Sunday, October 18, 2009

Are you sure? she asks

Mom wasn't able to move in today. The mover couldn't move her furniture. Once her bed moves then she moves, as she doesn't want a new bed at all. Hers is hers and the place she spends much of her time. I just talked on the phone with my mom to see how she's doing, as my sister has mentioned she depressed. I know she is scared and she told me plainly, I'm scared. I can deal with scared. She's lived in her home for 45 years. I don't think she ever imagined living anywhere else. Her moving in with us came about with the dementia diagnosis and is a big big change for her, so of course she is scared. I'm looking forward to the transition from mom will move in to mom has moved in. So much is in the unknown right now. Will she be able to get in and out of her shower here. What bath safety work do we need to do to make sure it is safe. We have new doctors to meet and new routines to establish. I have clients who want yard work done, but I'm not sure of my availability yet.

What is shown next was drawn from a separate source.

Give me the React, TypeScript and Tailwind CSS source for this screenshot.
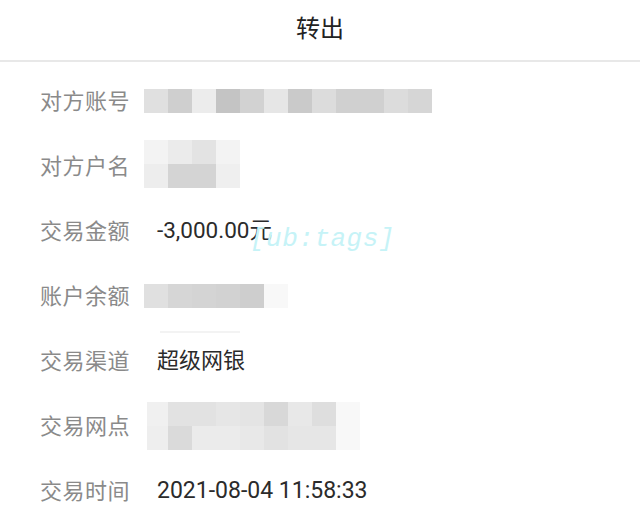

On the phone, she sounded scared, yet hopeful. Eager too for the change to happen. She's been waiting since mid August, that's when I offered to have her live with us and she accepted. She still wants confirmation that it's OK to move in with us and having dementia doesn't help her remember that yes, she is welcome and we all are ready for the move. She asked me 10 times, Are you sure? And each time I answered, yes, I am sure we want you? Deep down inside I don't think she feels she is wanted places and it will be nice to show her, that yes she is wanted and welcome into our home.